Bax had a full textural palette from the piano at his command, and the probable pleasure of coping with two lady pianist dedicatees to satisfy, Myra Hess and Harriet Cohen. There are several smaller pieces, Dream in Exile quite substantial at 12 mins. This is an auspicious bargain CD and I hope Ashley Wass will be able to retain his commitment in later volumes; I am always a little apprehensive about intégrales.
[Vol. 2 of Ashley Wass's Bax series is due for release next Spring.]

Alicja Fiderkiewicz may well be a name new to you as to me? She teaches at Chetham's (Manchester) and at their international Summer School last month gave master classes, and this distinguished recital. It is recorded live by Jim Pattison unfussily, and he apologises (unnecessarily) for a little audience noise and compromise with microphone placing. I found it all very satisfying.

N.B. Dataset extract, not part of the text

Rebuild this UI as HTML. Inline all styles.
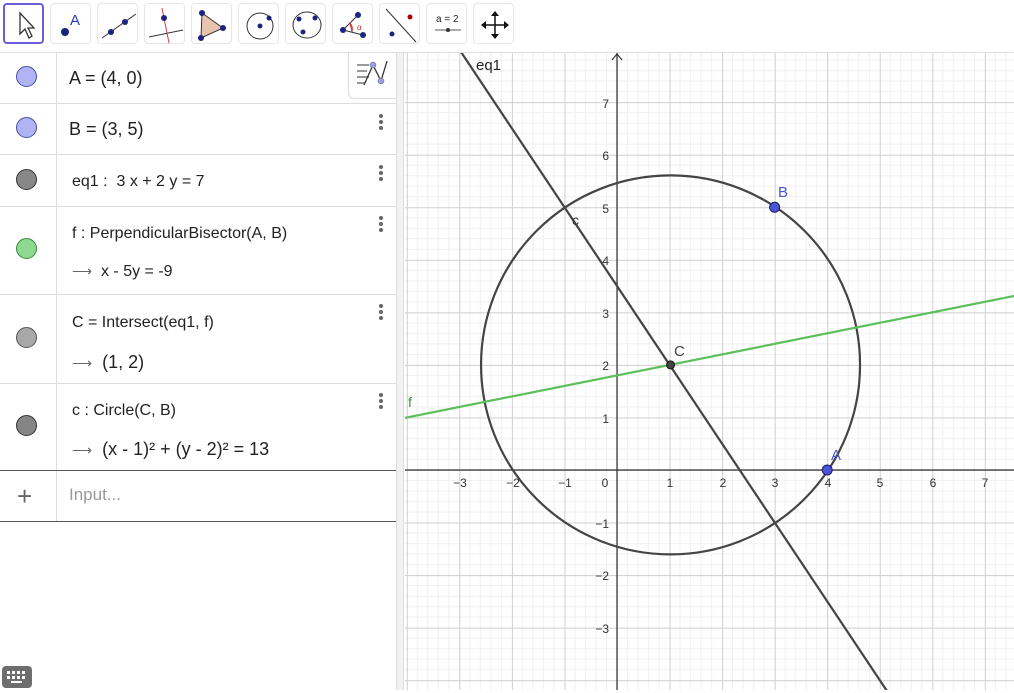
<!DOCTYPE html>
<html><head><meta charset="utf-8"><style>
*{margin:0;padding:0;box-sizing:border-box}
body{width:1014px;height:690px;overflow:hidden;background:#fff;font-family:"Liberation Sans",sans-serif;position:relative;color:#222}
.tb{position:absolute;left:0;top:0;width:1014px;height:53px;background:#fff;border-bottom:1px solid #ddd}
.btn{position:absolute;top:3px;width:41px;height:41px;border:1px solid #e6e6e6;border-radius:4px;background:#fff}
.btn svg{position:absolute;left:0;top:0}
.sel{border:2px solid #6a5fd8}
.av{position:absolute;left:0;top:53px;width:396px;height:637px;background:#fff}
.split{position:absolute;left:396px;top:53px;width:8px;height:637px;background:#f2f2f2;border-left:1px solid #ddd;border-right:1px solid #ddd}
.row{position:absolute;left:0;width:396px;border-bottom:1px solid #ddd}
.row .mk{position:absolute;left:0;top:0;bottom:0;width:57px;border-right:1px solid #ddd}
.dot{position:absolute;left:16px;width:21px;height:21px;border-radius:50%;border:1px solid #555}
.t{position:absolute;white-space:nowrap}
.big{font-size:18px}
.sm{font-size:16px}
.arr{color:#666;font-size:14px}
.menu{position:absolute;left:379px;width:4px}
.menu i{display:block;width:4px;height:4px;border-radius:50%;background:#666;margin-bottom:2px}
</style></head><body>
<div class="tb">
 <div class="btn sel" style="left:3px"><svg width="41" height="41"><path d="M15 8 L15 29 L20 24 L24 33 L27 31 L23 23 L29 23 Z" fill="#fff" stroke="#333" stroke-width="1.3"/></svg></div>
 <div class="btn" style="left:50px"><svg width="41" height="41"><circle cx="14" cy="28" r="4" fill="#1a237e"/><text x="19" y="21" font-size="15" fill="#2336c0" font-family="Liberation Sans">A</text></svg></div>
 <div class="btn" style="left:97px"><svg width="41" height="41"><line x1="4" y1="34" x2="38" y2="10" stroke="#333"/><circle cx="13" cy="28" r="3" fill="#1a237e"/><circle cx="27" cy="18" r="3" fill="#1a237e"/></svg></div>
 <div class="btn" style="left:144px"><svg width="41" height="41"><line x1="4" y1="33" x2="38" y2="26" stroke="#333"/><line x1="17" y1="4" x2="24" y2="39" stroke="#c44"/><circle cx="19" cy="14" r="3" fill="#1a237e"/></svg></div>
 <div class="btn" style="left:191px"><svg width="41" height="41"><path d="M10 9 L31 24 L9 34 Z" fill="#e8c4b0" stroke="#333"/><circle cx="10" cy="9" r="3" fill="#1a237e"/><circle cx="31" cy="24" r="3" fill="#1a237e"/><circle cx="9" cy="34" r="3" fill="#1a237e"/></svg></div>
 <div class="btn" style="left:238px"><svg width="41" height="41"><circle cx="21" cy="22" r="13" fill="none" stroke="#333"/><circle cx="21" cy="22" r="2.5" fill="#1a237e"/><circle cx="30" cy="14" r="2.5" fill="#1a237e"/></svg></div>
 <div class="btn" style="left:285px"><svg width="41" height="41"><ellipse cx="21" cy="21" rx="14" ry="13" fill="none" stroke="#333"/><circle cx="13" cy="15" r="2.5" fill="#1a237e"/><circle cx="29" cy="14" r="2.5" fill="#1a237e"/><circle cx="17" cy="28" r="2.5" fill="#1a237e"/></svg></div>
 <div class="btn" style="left:332px"><svg width="41" height="41"><path d="M10 26 L25 11 M10 26 L30 31" stroke="#333" fill="none"/><path d="M17 19 A10 10 0 0 1 19 28 Z" fill="#f0b0b0" stroke="#c33"/><circle cx="10" cy="26" r="3" fill="#1a237e"/><circle cx="25" cy="11" r="3" fill="#1a237e"/><circle cx="30" cy="31" r="3" fill="#1a237e"/><text x="24" y="26" font-size="8" fill="#c33">α</text></svg></div>
 <div class="btn" style="left:379px"><svg width="41" height="41"><line x1="6" y1="5" x2="36" y2="38" stroke="#333"/><circle cx="30" cy="13" r="2.5" fill="#a00"/><circle cx="12" cy="30" r="2.5" fill="#1a237e"/></svg></div>
 <div class="btn" style="left:426px"><svg width="41" height="41"><text x="9" y="18" font-size="10" fill="#222" font-family="Liberation Sans">a = 2</text><line x1="8" y1="26" x2="34" y2="26" stroke="#555"/><circle cx="21" cy="26" r="2" fill="#333"/></svg></div>
 <div class="btn" style="left:473px"><svg width="41" height="41"><path d="M21 10 V32 M10 21 H32" stroke="#111" stroke-width="1.5"/><path d="M21 7 L17 12 H25 Z M21 35 L17 30 H25 Z M7 21 L12 17 V25 Z M35 21 L30 17 V25 Z" fill="#111"/></svg></div>
</div>

<div class="av">
 <div class="row" style="top:0;height:51px"><div class="mk"></div><div class="dot" style="top:13px;background:#b0b4f5;border-color:#4a4fa0"></div><div class="t big" style="left:69px;top:15px">A = (4, 0)</div>
  <div style="position:absolute;left:348px;top:0;width:48px;height:46px;border:1px solid #ddd;border-top:none;border-right:none;border-radius:0 0 0 6px;background:#fff"><svg width="48" height="46"><path d="M8 12 H20 M8 18 H18 M8 24 H20 M8 30 H16" stroke="#999" stroke-width="2"/><path d="M15 32 L24 12 L32 28 L38 8" stroke="#333" stroke-width="1.3" fill="none"/><circle cx="24" cy="12" r="3" fill="#9da0e8" stroke="#555" stroke-width=".5"/><circle cx="32" cy="28" r="3" fill="#9da0e8" stroke="#555" stroke-width=".5"/></svg></div></div>
 <div class="row" style="top:51px;height:51px"><div class="mk"></div><div class="dot" style="top:13px;background:#b0b4f5;border-color:#4a4fa0"></div><div class="t big" style="left:69px;top:15px">B = (3, 5)</div><div class="menu" style="top:10px"><i></i><i></i><i></i></div></div>
 <div class="row" style="top:102px;height:52px"><div class="mk"></div><div class="dot" style="top:14px;background:#888;border-color:#333"></div><div class="t sm" style="left:72px;top:18px">eq1 :&nbsp; 3 x + 2 y = 7</div><div class="menu" style="top:10px"><i></i><i></i><i></i></div></div>
 <div class="row" style="top:154px;height:88px"><div class="mk"></div><div class="dot" style="top:31px;background:#8fd88f;border-color:#3a8a3a"></div><div class="t sm" style="left:72px;top:18px">f : PerpendicularBisector(A, B)</div><div class="t sm" style="left:72px;top:56px"><span class="arr">⟶</span>&nbsp; x - 5y = -9</div><div class="menu" style="top:9px"><i></i><i></i><i></i></div></div>
 <div class="row" style="top:242px;height:89px"><div class="mk"></div><div class="dot" style="top:32px;background:#a8a8a8;border-color:#555"></div><div class="t sm" style="left:72px;top:19px">C = Intersect(eq1, f)</div><div class="t big" style="left:72px;top:57px"><span class="arr">⟶</span>&nbsp; (1, 2)</div><div class="menu" style="top:9px"><i></i><i></i><i></i></div></div>
 <div class="row" style="top:331px;height:87px;border-bottom:1px solid #555"><div class="mk"></div><div class="dot" style="top:31px;background:#858585;border-color:#333"></div><div class="t sm" style="left:72px;top:18px">c : Circle(C, B)</div><div class="t big" style="left:72px;top:55px"><span class="arr">⟶</span>&nbsp; (x - 1)² + (y - 2)² = 13</div><div class="menu" style="top:9px"><i></i><i></i><i></i></div></div>
 <div class="row" style="top:418px;height:51px;border-bottom:1px solid #555"><div class="mk"></div><div class="t" style="left:17px;top:10px;font-size:26px;color:#666;font-weight:300">+</div><div class="t big" style="left:69px;top:14px;color:#999;font-size:17px">Input...</div></div>
 <div style="position:absolute;left:2px;top:613px;width:30px;height:22px;border-radius:4px;background:#6e6e6e"><svg width="30" height="22"><g fill="#fff"><rect x="5" y="5" width="3" height="3"/><rect x="10" y="5" width="3" height="3"/><rect x="15" y="5" width="3" height="3"/><rect x="20" y="5" width="3" height="3"/><rect x="5" y="10" width="3" height="3"/><rect x="10" y="10" width="3" height="3"/><rect x="15" y="10" width="3" height="3"/><rect x="20" y="10" width="3" height="3"/><rect x="9" y="15" width="11" height="2"/></g></svg></div>
</div>
<div class="split"></div>

<svg style="position:absolute;left:0;top:0" width="1014" height="690" font-family="Liberation Sans">
 <defs>
  <pattern id="g" patternUnits="userSpaceOnUse" x="617" y="470" width="52.55" height="52.55">
   <path d="M10.51 0V52.55M21.02 0V52.55M31.53 0V52.55M42.04 0V52.55M0 10.51H52.55M0 21.02H52.55M0 31.53H52.55M0 42.04H52.55" stroke="#f0f0f0" stroke-width="1"/>
   <path d="M0.5 0V52.55M0 0.5H52.55" stroke="#cfcfcf" stroke-width="1"/>
  </pattern>
  <clipPath id="c"><rect x="405" y="53" width="609" height="637"/></clipPath>
 </defs>
 <g clip-path="url(#c)">
  <rect x="405" y="53" width="609" height="637" fill="#fff"/>
  <rect x="405" y="53" width="609" height="637" fill="url(#g)"/>
  <line x1="405" y1="470" x2="1014" y2="470" stroke="#333" stroke-width="1.2"/>
  <line x1="617" y1="53" x2="617" y2="690" stroke="#333" stroke-width="1.2"/>
  <path d="M612 60 L617 54 L622 60" fill="none" stroke="#333" stroke-width="1.2"/>
  <g font-size="12" fill="#333" text-anchor="middle">
   <text x="460" y="487">−3</text><text x="513" y="487">−2</text><text x="565" y="487">−1</text><text x="605" y="487">0</text>
   <text x="670" y="487">1</text><text x="723" y="487">2</text><text x="775" y="487">3</text><text x="828" y="487">4</text><text x="880" y="487">5</text><text x="933" y="487">6</text><text x="985" y="487">7</text>
  </g>
  <g font-size="12" fill="#333" text-anchor="end">
   <text x="609" y="108">7</text><text x="609" y="160">6</text><text x="609" y="213">5</text><text x="609" y="265">4</text><text x="609" y="318">3</text><text x="609" y="370">2</text><text x="609" y="423">1</text>
   <text x="609" y="528">−1</text><text x="609" y="580">−2</text><text x="609" y="633">−3</text>
  </g>
  <circle cx="670.55" cy="364.9" r="189.5" fill="none" stroke="#444" stroke-width="2.2"/>
  <line x1="396.3" y1="419.6" x2="1016.4" y2="295.5" stroke="#5cbf5c" stroke-width="2.2"/>
  <line x1="459.4" y1="49.6" x2="886.8" y2="690.7" stroke="#444" stroke-width="2.2"/>
  <circle cx="670.55" cy="364.9" r="4" fill="#444" stroke="#111"/>
  <circle cx="774.65" cy="207.25" r="5" fill="#4a55d8" stroke="#1a1a60"/>
  <circle cx="827.2" cy="470" r="5" fill="#4a55d8" stroke="#1a1a60"/>
  <text x="476" y="70" font-size="15" fill="#222">eq1</text>
  <text x="572" y="225" font-size="14" fill="#333">c</text>
  <text x="674" y="356" font-size="15" fill="#444">C</text>
  <text x="778" y="197" font-size="15" fill="#4a55d8">B</text>
  <text x="831" y="460" font-size="15" fill="#4a55d8">A</text>
  <text x="408" y="407" font-size="14" fill="#3a9a3a">f</text>
 </g>
</svg>
</body></html>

It was Hindemith's 3rd sonata (1936) which temped me to put it straight onto the CD player upon arrival (too many awaiting their turns in the queue, to quote IRR's regular end column!) and it revived memories of playing them when they were thought of as difficult new music. I found it fresh on re-acquaintance and it should be heard more often, likewise the larger No.1

Alicja Fiderkiewicz begins with a magisterial account of Franck's treacherous tryptich Prélude, choral et fugue, which I have struggled with at the piano to little avail, and which I had not heard since it was featured in Ashley Wass's imposing debut recital disc, and in a monumental performance by Sokolov at Lucerne. Her pacing and voicing of those spread arpeggios (the melodic line picked out by the left hand on top) is impeccable and free from strain or accidents. She keeps the flow going with intensity, but never overcrowding the textures, which can easily sound too dense. She is a fully equipped pianist, with technique in reserve, so that she can devote herself to balance and sound quality. The recital is completed with idiomatic accounts of impromptus by Chopin, the Barcarolle and Nocturne Op 27/1 as encore. Fresh off the press, so no sound extracts yet on Dunelm's website. Recommended.

More Howard Ferguson
Raphael Terroni and colleagues

Another Ferguson disc also brings a modern performance of the Piano Sonata, which it is good to hear sometimes. As with Bebbington (above) Terroni does not quite bring back the frisson that I remembered (how reliably?) with Myra Hess... The Bagatelles are also well deserving of an occasional airing, more so than the songs.

But most worthwhile in this compendioum is the Partita which goes so well with two pianos as to leave you wondering why the composer bothered to orchestrate it simultaneously; the orchestral version is long forgotten... It develops styles drawn from the Baroque in its four strong movements.